Книгу — в руки. На плечи — шаль.
А ведь это очень даже неплохой вариант “дома-крепости”. Крепости, которая спасает не толщиною стен, не величиной и количеством замков и запоров, не предупреждающей надписью: “Осторожно: злая собака!” (ещё неизвестно к кому относится), а той удивительно располагающей атмосферой тепла, гостеприимного уюта, в которую хочется возвращаться снова и снова, и без которой понятия “дом” вообще не существует. Ведь иначе невозможно было бы обратиться к человеку, когда-то близкому, и с которым, несмотря на долгую разлуку, далёкое расстояние, по-прежнему многое связывает, с которым всё ещё надеешься на встречу: “Ты мне кажешься домом большим и прогретым, / Я рискну, позвоню: вы не ждали гостей?” Кроме прочего замечателен здесь точно “выверенный” переход от сердечного “ты” (обращение к дорогому, но ещё далёкому), к слегка растерянному “вы”. Как трогательна эта внезапная (невольная!) отстранённость: нельзя дать волю чувствам, дабы не показаться навязчиво-фамильярной (Мало ли — столько времени утекло!), чтобы не разрушить впечатление от такой долгожданной встречи. Осторожное “вы” — на всякий случай, из опасения: а вдруг в доме ещё кто-то — чтобы не оказаться “третьим лишним”, чтобы слегка смягчить картину “не ждали”. Ведь не зря – “Я рискну”. Как много сказано цезурной паузой — от звонка и до того, как откроется дверь. Сколько всего переживается за несколько мгновений! И таких волнительных моментов в книге много. Без внешних “спецэффектов” — головокружительных метафор, технических ухищрений достигается самое главное — вовлечённость читателя в сопереживание. Стихи мобилизуют все его чувства, опыт, настраивают на серьёзный вдумчивый разговор о жизни.
Есть ещё тема… Тема почти невозможная в стихах, поскольку одно лишнее слово… да что там слово! — малейший сбой интонации, неверный тон способны вызвать неловкость, разочарование не только с художественной точки зрения, но и с позиции нравственной. Здесь в единой болевой точке сошлось и то, и другое. Без преувеличения: надо дорасти до поистине достоевских глубин и обладать незаурядным мужеством, чтобы рискнуть прикоснуться: “Господи, как всё старо в этом мире! / Ходит беда по знакомой квартире. / В мамином платье, в её же очках. / Жизнь — на весах и смерть — на весах”.
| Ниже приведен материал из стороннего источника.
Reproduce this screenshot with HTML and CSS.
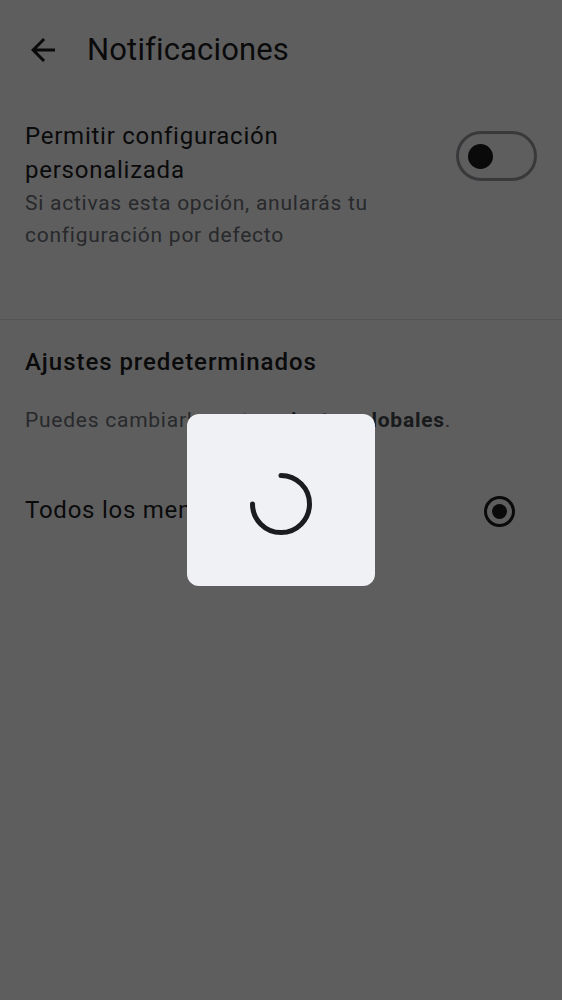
FILE: index.html
```html
<!DOCTYPE html>
<html lang="es">
<head>
<meta charset="utf-8">
<title>Notificaciones</title>
<link rel="stylesheet" href="styles.css">
</head>
<body>
<div class="page">
  <header class="topbar">
    <svg class="back" viewBox="0 0 24 24" width="36" height="36" aria-hidden="true"><path d="M20 11H7.83l5.59-5.59L12 4l-8 8 8 8 1.41-1.41L7.83 13H20v-2z"/></svg>
    <h1 class="title">Notificaciones</h1>
  </header>

  <section class="custom">
    <div class="custom-text">
      <p class="item-title">Permitir configuración personalizada</p>
      <p class="item-sub">Si activas esta opción, anularás tu configuración por defecto</p>
    </div>
    <div class="switch"><span class="knob"></span></div>
  </section>

  <hr class="divider">

  <section class="defaults">
    <h2 class="section-title">Ajustes predeterminados</h2>
    <p class="item-sub">Puedes cambiarlo en tus <b>ajustes globales</b>.</p>
    <div class="radio-row">
      <span class="radio-label">Todos los mensajes</span>
      <span class="radio"><span class="dot"></span></span>
    </div>
  </section>
</div>

<div class="scrim">
  <div class="dialog">
    <svg class="spinner" viewBox="0 0 62 62" width="62" height="62" aria-hidden="true"><path d="M31 2.5A28.5 28.5 0 1 1 2.5 31"/></svg>
  </div>
</div>
</body>
</html>
```

FILE: styles.css
```css
html, body {
  margin: 0;
  padding: 0;
  background: #ffffff;
}

body {
  font-family: Roboto, "Noto Sans", "Liberation Sans", sans-serif;
  color: #1b1b1f;
}

.page {
  min-height: 1000px;
}

.topbar {
  height: 100px;
  display: flex;
  align-items: center;
  padding-left: 25px;
}

.back {
  fill: #1b1b1f;
  flex: none;
}

.title {
  margin: 0 0 0 26px;
  font-size: 31px;
  font-weight: 400;
  line-height: 38px;
  letter-spacing: 0.15px;
}

.custom {
  display: flex;
  align-items: flex-start;
  padding: 19px 25px 68px 25px;
}

.custom-text {
  flex: 1;
  max-width: 380px;
}

.item-title {
  margin: 0;
  font-size: 24px;
  line-height: 34px;
  letter-spacing: 0.75px;
}

.item-sub {
  margin: 0;
  font-size: 21px;
  line-height: 32px;
  letter-spacing: 0.75px;
  color: #6c6f77;
}

.item-sub b {
  font-weight: 700;
  color: #44474e;
}

.switch {
  flex: none;
  margin-left: auto;
  margin-top: 12px;
  width: 81px;
  height: 50px;
  box-sizing: border-box;
  border: 3px solid #9a9ca4;
  border-radius: 25px;
  display: flex;
  align-items: center;
  padding-left: 9px;
}

.knob {
  width: 25px;
  height: 25px;
  border-radius: 50%;
  background: #1b1b1f;
}

.divider {
  margin: 0;
  border: 0;
  height: 1px;
  background: #e2e2e6;
}

.defaults {
  padding: 25px 25px 0 25px;
}

.section-title {
  margin: 0 0 25px 0;
  font-size: 24px;
  font-weight: 500;
  line-height: 34px;
  letter-spacing: 0.95px;
}

.radio-row {
  display: flex;
  align-items: center;
  margin-top: 56px;
  padding-right: 22px;
}

.radio-label {
  font-size: 24px;
  line-height: 36px;
  letter-spacing: 0.75px;
}

.radio {
  margin-left: auto;
  margin-top: 2px;
  width: 31px;
  height: 31px;
  box-sizing: border-box;
  border: 3px solid #1b1b1f;
  border-radius: 50%;
  display: flex;
  align-items: center;
  justify-content: center;
}

.dot {
  width: 15px;
  height: 15px;
  border-radius: 50%;
  background: #1b1b1f;
}

.scrim {
  position: fixed;
  inset: 0;
  background: rgba(0, 0, 0, 0.63);
  display: flex;
  align-items: center;
  justify-content: center;
}

.dialog {
  width: 188px;
  height: 172px;
  border-radius: 12px;
  background: #f0f1f5;
  display: flex;
  align-items: center;
  justify-content: center;
}

.spinner {
  margin-top: 7px;
  fill: none;
  stroke: #1b1c20;
  stroke-width: 5;
  stroke-linecap: round;
}
```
Лирическое стихотворение — не роман, где автор имеет возможность спрятаться за придуманный сюжет, за широкую спину вымышленного героя. Поэт не может отстраниться от своих слов. Всё, что им сказано – это о себе, про себя. На нём вся тяжесть, вся боль. Наверно, в некоторых случаях было бы легче промолчать – не ворошить, не бередить, не вызывать огонь на себя, не раздувать мучительное пламя внутри, ведь и так порой: “Не держат ни любовь, ни дело — / Одна зола, одна зола”. Но дело в том, что иногда “тема” становится неотвязной, не отпускает, берёт за горло. И никуда не денешься, невозможно уклониться и, вопреки всем разумным соображениям, вырываются строки:
Не делятся таким, хоть эта боль
знакома
Не только мне одной, но о таком
молчат.
Из стен родных тепло уходит.
Стены дома
Мрачны, как каземат. А если
честно — ад.
Не одолеть свечой кошмар поры
вечерней,
Не сохранить любви, хоть это грех
и стыд.
Так вот какой он долг, сыновний ли,
дочерний,
Так вот что под плитой могильной
мирно спит?..
И всё же, несмотря на самые мрачные стороны, жизнеутверждающее начало побеждает. Душа, как та “одичалая трава”, как “одуванчики — городские подснежники”, как “мелкие цветочки без названия”, всё время тянется к солнечному свету, к теплу. Несмотря на “нервы оголённые”, усталость, измотанность, несмотря на ежедневное “самосожженье”, находит в себе силы снова и снова возрождаться из золы, из пепла, чтобы жить, чтобы этой жизненной тягой спасти другого: “Устав от страха и любви, / Дойдя до самой крайней точки, / Я всё одной доверю строчке: / Живи, пожалуйста, живи!…”. Наверно, способность души сохранять эту настроенность, вопреки всем бедам и несчастьям, улавливать небесную гармонию здесь на земле и делиться ею с окружающими, вероятно, эту способность и можно назвать “предрасположенностью к чуду”, имя которому — поэзия.